◆ **Extracted data**:
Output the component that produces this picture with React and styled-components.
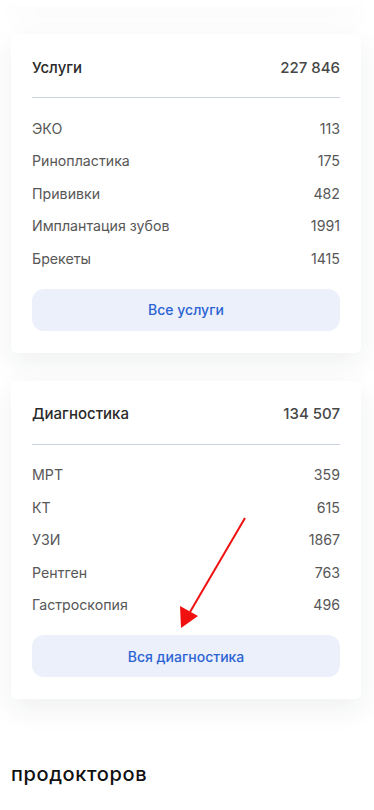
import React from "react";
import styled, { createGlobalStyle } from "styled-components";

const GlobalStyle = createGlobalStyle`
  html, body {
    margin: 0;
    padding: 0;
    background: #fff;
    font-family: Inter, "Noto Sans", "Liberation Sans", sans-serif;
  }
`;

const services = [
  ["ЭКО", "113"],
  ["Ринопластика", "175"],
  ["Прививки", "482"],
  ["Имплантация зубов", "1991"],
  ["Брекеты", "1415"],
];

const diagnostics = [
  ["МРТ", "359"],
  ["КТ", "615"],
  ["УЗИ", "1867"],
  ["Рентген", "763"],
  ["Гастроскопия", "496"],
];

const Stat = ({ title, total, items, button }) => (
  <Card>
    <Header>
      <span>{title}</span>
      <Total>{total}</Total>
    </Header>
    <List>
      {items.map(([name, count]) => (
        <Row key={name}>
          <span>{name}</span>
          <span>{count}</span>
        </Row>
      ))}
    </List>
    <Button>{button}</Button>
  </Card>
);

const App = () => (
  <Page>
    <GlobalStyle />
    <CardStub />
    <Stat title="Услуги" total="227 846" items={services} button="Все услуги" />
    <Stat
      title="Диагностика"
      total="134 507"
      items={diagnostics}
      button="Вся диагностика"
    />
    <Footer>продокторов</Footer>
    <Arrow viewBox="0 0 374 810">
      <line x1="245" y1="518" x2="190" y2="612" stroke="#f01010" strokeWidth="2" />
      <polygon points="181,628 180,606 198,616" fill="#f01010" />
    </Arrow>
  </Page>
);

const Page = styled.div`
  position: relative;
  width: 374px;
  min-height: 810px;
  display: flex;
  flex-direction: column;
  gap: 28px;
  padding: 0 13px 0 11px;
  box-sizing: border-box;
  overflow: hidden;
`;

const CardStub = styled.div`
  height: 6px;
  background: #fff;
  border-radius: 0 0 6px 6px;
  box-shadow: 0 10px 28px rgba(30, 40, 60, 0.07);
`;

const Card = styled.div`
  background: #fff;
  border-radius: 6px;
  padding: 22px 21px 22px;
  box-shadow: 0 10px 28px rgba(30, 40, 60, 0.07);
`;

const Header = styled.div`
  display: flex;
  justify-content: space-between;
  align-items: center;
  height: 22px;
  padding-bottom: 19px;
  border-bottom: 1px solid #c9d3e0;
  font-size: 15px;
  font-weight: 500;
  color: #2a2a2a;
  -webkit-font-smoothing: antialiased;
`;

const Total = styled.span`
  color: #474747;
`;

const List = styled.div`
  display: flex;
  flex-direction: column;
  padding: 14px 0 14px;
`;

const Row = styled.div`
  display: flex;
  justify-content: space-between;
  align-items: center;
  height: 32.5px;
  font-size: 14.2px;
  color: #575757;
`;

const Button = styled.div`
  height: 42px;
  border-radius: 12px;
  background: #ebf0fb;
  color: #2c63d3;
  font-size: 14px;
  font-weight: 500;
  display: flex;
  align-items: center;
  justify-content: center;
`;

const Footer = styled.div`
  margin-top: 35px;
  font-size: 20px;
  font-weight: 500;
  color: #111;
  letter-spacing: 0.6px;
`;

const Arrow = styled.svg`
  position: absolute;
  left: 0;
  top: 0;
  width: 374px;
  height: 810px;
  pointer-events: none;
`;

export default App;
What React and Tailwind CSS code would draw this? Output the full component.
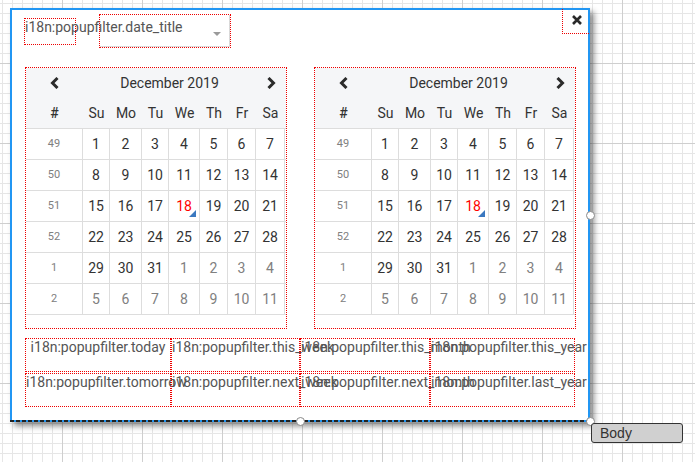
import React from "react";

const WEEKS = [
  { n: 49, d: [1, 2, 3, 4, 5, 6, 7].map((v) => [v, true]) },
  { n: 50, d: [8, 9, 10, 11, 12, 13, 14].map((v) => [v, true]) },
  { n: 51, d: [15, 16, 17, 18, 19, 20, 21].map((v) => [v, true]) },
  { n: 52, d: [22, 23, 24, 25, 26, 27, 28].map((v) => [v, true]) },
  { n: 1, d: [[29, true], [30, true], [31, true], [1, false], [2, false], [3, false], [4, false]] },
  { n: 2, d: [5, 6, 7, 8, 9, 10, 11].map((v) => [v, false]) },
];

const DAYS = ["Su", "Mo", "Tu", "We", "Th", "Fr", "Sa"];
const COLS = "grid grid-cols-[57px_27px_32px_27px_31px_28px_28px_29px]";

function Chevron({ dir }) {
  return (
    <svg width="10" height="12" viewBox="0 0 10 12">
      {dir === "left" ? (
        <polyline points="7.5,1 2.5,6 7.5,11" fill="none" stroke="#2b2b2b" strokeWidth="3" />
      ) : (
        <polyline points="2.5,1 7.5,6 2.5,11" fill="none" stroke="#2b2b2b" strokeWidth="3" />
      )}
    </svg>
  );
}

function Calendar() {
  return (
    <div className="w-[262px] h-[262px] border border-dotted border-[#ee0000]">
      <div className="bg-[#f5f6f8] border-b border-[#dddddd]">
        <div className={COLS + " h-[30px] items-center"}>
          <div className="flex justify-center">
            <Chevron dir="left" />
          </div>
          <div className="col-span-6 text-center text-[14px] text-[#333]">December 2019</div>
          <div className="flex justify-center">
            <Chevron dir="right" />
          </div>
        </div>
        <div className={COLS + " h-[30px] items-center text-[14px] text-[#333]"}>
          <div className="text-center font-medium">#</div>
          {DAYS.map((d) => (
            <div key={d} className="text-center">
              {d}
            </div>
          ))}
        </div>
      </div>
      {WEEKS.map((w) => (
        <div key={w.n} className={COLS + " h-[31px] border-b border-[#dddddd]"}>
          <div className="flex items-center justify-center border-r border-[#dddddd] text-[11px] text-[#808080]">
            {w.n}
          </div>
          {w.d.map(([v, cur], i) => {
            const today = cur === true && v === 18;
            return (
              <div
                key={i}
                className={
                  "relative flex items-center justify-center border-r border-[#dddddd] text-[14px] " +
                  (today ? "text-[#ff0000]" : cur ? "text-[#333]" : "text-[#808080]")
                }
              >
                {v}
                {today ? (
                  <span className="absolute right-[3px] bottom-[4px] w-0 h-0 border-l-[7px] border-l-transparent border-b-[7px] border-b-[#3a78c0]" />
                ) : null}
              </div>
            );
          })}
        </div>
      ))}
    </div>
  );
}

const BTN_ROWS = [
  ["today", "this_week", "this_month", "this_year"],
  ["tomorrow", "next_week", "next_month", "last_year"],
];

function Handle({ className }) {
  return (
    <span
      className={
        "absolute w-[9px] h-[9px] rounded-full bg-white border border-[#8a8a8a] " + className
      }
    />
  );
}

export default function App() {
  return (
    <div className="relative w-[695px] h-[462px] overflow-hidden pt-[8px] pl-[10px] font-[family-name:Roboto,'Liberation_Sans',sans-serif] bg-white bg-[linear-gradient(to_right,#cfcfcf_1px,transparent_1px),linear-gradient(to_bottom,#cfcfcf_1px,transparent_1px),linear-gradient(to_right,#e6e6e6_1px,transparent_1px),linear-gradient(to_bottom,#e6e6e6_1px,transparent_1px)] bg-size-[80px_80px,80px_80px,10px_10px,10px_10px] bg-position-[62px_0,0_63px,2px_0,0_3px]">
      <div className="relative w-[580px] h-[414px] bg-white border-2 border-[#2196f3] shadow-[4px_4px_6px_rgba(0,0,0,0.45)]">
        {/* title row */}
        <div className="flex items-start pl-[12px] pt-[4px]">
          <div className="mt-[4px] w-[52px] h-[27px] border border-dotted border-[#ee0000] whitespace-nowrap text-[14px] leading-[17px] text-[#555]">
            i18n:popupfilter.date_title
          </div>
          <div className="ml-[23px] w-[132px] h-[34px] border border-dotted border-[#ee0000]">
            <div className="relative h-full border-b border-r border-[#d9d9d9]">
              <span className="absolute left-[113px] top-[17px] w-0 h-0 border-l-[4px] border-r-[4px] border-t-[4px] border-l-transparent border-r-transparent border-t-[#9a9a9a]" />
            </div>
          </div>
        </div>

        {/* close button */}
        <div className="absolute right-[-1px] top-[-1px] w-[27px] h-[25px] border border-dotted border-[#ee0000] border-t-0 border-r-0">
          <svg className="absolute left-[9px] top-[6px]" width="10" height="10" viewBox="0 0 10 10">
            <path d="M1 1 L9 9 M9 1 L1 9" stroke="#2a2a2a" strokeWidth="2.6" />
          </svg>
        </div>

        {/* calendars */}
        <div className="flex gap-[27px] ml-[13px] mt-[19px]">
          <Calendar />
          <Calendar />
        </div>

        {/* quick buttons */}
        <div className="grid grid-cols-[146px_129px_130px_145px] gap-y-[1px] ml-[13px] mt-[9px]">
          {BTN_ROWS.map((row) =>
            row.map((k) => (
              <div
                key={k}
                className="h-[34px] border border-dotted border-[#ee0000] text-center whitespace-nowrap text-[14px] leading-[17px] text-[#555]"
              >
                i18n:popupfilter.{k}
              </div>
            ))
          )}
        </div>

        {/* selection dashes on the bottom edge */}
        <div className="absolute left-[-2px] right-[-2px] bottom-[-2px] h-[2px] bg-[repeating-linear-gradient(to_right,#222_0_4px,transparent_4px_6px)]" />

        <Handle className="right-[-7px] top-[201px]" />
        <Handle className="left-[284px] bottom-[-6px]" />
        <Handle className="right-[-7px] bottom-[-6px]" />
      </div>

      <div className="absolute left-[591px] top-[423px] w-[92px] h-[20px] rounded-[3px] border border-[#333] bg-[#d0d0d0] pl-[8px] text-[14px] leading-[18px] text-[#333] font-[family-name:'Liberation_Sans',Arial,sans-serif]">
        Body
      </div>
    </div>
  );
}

◆ **Problem to solve**: Read through the entries and copy each line in which "React" appears.

◆ **Answer in full**:
Output the component that produces this picture with React and styled-components.
import React from "react";
What React and Tailwind CSS code would draw this? Output the full component.
import React from "react";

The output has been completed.